_WRITTEN EXERCISE_
Give the number of lines containing "that" in this listing, with no other words.

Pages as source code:
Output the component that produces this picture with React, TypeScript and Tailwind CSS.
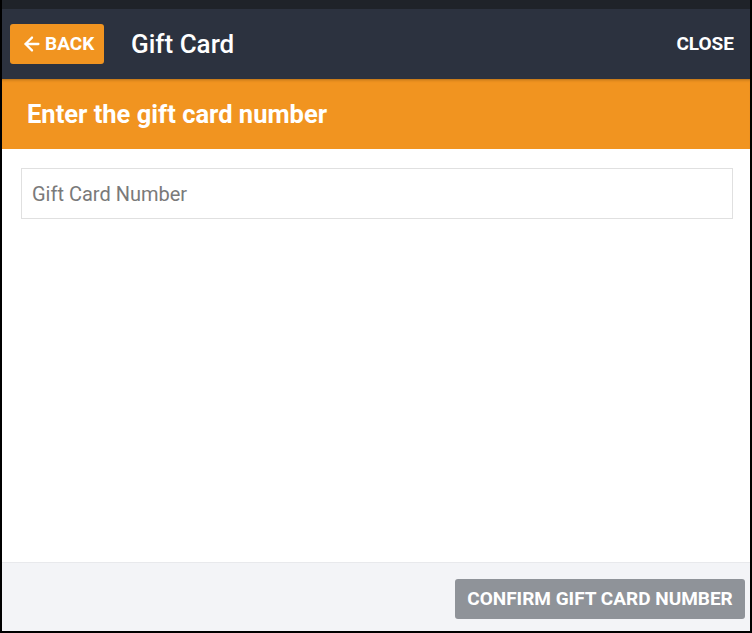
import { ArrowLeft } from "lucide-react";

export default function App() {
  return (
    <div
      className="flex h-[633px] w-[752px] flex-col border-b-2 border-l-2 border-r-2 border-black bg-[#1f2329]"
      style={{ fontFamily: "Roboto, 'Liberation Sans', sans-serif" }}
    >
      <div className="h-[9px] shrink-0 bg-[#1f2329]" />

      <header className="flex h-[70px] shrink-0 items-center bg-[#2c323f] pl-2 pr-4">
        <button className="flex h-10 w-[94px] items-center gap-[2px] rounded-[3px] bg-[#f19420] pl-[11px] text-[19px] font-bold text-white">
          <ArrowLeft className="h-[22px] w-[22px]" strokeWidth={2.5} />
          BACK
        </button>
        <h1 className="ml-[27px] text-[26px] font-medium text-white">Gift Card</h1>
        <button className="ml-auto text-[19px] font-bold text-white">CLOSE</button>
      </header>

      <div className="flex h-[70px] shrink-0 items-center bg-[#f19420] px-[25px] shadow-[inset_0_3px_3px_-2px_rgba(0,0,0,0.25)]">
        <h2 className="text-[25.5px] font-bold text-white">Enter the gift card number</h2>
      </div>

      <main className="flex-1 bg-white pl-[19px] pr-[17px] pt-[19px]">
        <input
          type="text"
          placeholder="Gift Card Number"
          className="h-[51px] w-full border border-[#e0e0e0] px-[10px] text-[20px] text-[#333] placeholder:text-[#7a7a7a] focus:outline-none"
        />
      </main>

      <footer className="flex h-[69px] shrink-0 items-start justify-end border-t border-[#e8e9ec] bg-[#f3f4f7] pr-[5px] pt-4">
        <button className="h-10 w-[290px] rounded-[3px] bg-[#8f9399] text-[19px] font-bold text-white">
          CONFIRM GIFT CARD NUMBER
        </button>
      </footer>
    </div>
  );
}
==
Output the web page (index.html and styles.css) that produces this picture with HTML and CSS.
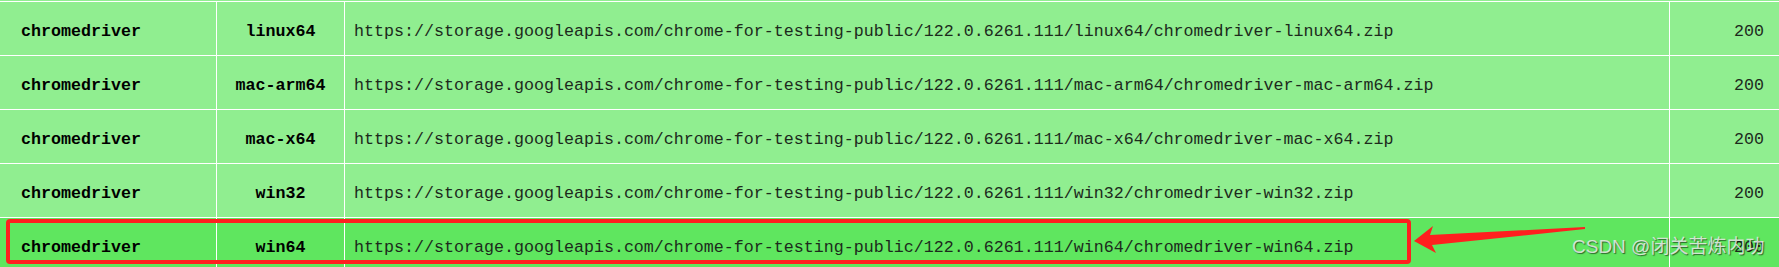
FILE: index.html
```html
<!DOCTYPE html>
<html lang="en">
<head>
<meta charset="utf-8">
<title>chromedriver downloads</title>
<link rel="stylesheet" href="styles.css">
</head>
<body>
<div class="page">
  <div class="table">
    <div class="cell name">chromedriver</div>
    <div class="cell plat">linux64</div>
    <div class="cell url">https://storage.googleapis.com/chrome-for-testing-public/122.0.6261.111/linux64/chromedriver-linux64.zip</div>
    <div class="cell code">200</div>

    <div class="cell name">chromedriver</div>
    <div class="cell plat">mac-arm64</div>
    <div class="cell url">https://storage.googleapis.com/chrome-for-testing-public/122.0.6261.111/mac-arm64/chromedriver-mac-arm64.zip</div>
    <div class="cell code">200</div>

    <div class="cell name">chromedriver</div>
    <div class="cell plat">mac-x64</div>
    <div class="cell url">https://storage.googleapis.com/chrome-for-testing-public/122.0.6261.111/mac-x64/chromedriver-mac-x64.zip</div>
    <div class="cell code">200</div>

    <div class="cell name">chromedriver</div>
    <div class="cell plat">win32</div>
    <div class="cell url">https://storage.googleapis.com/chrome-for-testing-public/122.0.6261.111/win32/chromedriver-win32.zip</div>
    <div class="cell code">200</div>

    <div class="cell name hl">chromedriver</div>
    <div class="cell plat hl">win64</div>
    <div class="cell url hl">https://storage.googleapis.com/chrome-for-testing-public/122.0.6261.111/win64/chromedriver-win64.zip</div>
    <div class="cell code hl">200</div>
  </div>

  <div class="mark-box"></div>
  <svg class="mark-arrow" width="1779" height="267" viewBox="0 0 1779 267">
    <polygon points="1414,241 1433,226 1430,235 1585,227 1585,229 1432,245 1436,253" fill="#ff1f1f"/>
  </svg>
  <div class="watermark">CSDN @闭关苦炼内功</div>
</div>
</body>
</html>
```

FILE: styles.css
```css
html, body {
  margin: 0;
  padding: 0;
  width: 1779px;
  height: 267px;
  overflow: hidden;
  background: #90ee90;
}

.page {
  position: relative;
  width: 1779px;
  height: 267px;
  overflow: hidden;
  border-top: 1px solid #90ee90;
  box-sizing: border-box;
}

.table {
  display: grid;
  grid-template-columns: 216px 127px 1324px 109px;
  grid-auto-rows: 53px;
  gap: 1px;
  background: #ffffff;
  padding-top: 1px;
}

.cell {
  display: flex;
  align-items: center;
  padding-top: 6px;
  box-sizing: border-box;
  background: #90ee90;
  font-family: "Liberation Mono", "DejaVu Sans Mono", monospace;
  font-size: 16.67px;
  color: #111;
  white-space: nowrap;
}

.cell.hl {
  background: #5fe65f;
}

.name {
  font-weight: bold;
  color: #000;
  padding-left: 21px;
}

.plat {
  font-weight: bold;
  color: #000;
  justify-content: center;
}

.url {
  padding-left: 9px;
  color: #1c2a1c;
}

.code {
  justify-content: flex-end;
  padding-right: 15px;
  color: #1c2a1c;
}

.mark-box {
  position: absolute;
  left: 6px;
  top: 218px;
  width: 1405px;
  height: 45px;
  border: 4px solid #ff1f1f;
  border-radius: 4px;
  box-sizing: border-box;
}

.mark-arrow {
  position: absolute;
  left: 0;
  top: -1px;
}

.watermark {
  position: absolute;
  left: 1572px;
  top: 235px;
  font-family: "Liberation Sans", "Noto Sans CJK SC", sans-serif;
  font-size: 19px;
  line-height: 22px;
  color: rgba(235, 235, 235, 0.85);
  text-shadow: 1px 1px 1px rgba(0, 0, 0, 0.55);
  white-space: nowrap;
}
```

_EXPECTED OUTPUT_
2